What does that mean in practice? Do they give you that, is that yours?

Yeah, they give you half of it up front and half of it when your album has been delivered and accepted.

So you got thirty thousand pounds?

Basically your manager gets 20% so you have to take 20% off that, so that leaves you with £48,000, and then you only get half of that and that’s got to last you probably a year and four of you have got to live on that.

So it gives you enough to get by on?

Yeah, you have to put it in the context that that was in 1992 so £48,000 was significantly more than it is now. And in terms of just leaving university we were probably better off than most of our friends who were getting their first jobs. It wasn’t enough to buy a house, but it meant we were no longer just scraping by and we’d had shitty jobs. I hadn’t signed on but one or two of the others had been signing on – so it was a big leap. It felt like a big change all of a sudden not really having to worry about money. Not in a champagne and caviar type existence, but big for us in our early twenties.

It took the pressure off?

Yeah. So we were able to do that. Not being paid 50/50 wasn’t really an issue as far as I was concerned, for the best part of three years I was being paid to do what I wanted to do.

That’s £20,000 more than Oasis got.

So, not bad. Yeah, there you are. Who’s laughing now? In your face, Oasis.

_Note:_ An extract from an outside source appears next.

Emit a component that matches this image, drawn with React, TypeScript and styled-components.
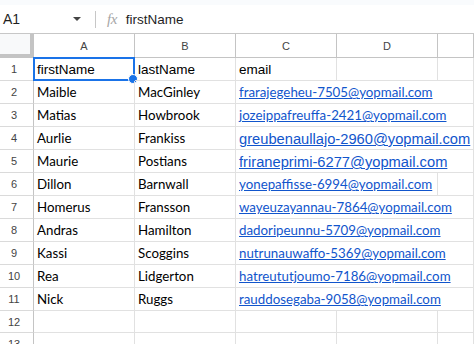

Of course that deal with SBK meant your stuff was available in America as well?

Yes, that’s right. But we got really shafted by the whole SBK thing. After that happened Creation went and signed a deal with Sony and the Sony deal pretty much killed the SBK deal and SBK were really unhappy. They felt they had been duped and unfortunately they hit out in a really crappy way by taking it out on us. We were like the child in the unhappy marriage and being used as a hostage. We were due to go out to the States to do a tour. In those days touring didn’t basically pay for itself. Unless you were U2 or The Rolling Stones, there would always be a loss and the record company would have to pay for that, but it was seen as a very good way of advertising because you were doing gigs, you would get lots of press and local radio. So we were going out to the States but the label, about three weeks before, announced that they weren’t going to fund it. They were going to pull our tour because they wanted Creation to fund it. There was no reason why Creation should fund it, though, because it had always been the responsibility of the American label to fund tours in America. It was a really, really awkward situation and in the end the band ended up funding part of the tour ourselves because we just didn’t want to risk not going out and playing the States. So we ended up paying to do our own tour.

There were stories about you in the States ripping down your own posters.

Yeah, things hadn’t gone very well in the UK and our relationship with the press had soured pretty quickly and we were quite excited to go out to the States because this was like a chance to start again, people not knowing who we were, so we were genuinely really excited. It was like, let’s start again. And then we got there and some bright spark at the label in the States had come up with the idea that we were “Adorable, the band you love to hate” and we were sort of portrayed as JR Ewing bad guys which we didn’t want to play along with. We just didn’t want to do that. And then every interview would get two-thirds of the way through and the interviewer would say, “So what happened, they said that you are the band that people love to hate but you seem alright?” and we just kind of had to go, “Yeah, our label thinks it’s a good way to market us.” The whole thing slowed down because we weren’t prepared to see it through. We weren’t prepared to play that game.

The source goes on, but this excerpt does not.